Detour: Hwy 49 comes mighty close to Yosemite National Park (15 miles) and Lake Tahoe (75 miles), both wonderful jumping-off points for family camping and natural majesty.
4. Avenue of the Giants
Best for road trips with kids & raw redwood brilliance
Stafford–Highway 101 junction; 32 miles
The incredible 32-mile road at Humboldt Redwoods State Park is canopied by the world's tallest trees, some of which were seedlings during the Roman Empire. It’s one of the most justifiably celebrated drives in California, a place where travelers stand with jaws agape and necks craned upward. The best time is in the morning when sunlight glints off dew-drenched ferns.
The route connects a number of small towns with mid-20th-century motels, diners serving “lumberjack” meals and pull-offs packed with Harleys.

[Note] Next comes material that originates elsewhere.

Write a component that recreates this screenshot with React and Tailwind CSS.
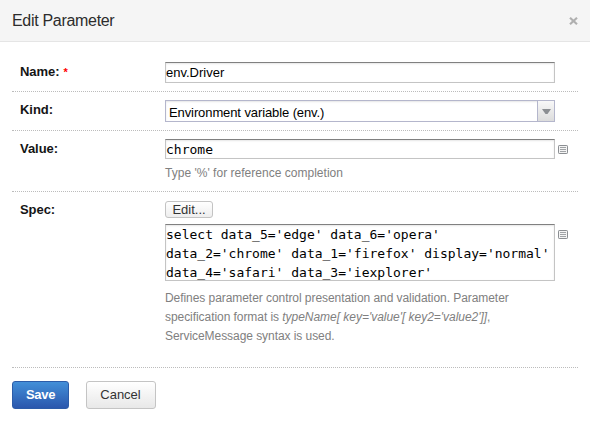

Among the majestic groves along the Avenue, like the rightly famous Rockefeller Grove and the Founders’ Grove, the California Federation of Women’s Clubs Grove is home to an interesting four-sided hearth, designed by renowned architect Julia Morgan. Walking trails wind through all the groves for proper tree-hugging.
5. Desert Solitaire in Death Valley
Best road trip for moody moonscapes & winter or spring driving
Palm Springs–Death Valley; 290 miles
Tank up and load the water onboard as you road-trip from Palm Springs through Palm Desert and Joshua Tree up to Death Valley. You’ll drive where California pioneers and gold miners once rolled their wagons.
In Death Valley National Park the magnum forces of natural and human history collide. Artists Drive is nine miles of vividly variegated desert hills, a taster of the area’s sensuous sand dunes, water-sculpted canyons, rocks moving across the desert floor, extinct volcanic craters, palm-shaded oases, soaring mountains and endemic flora.
Local tip: Go between February and April for spring wildflower blooms and cooler temperatures. Give yourself three days to soak up sites like Badwater Basin (the lowest elevation in the US), Mesquite Flat and Emigrant & Wildrose Canyons.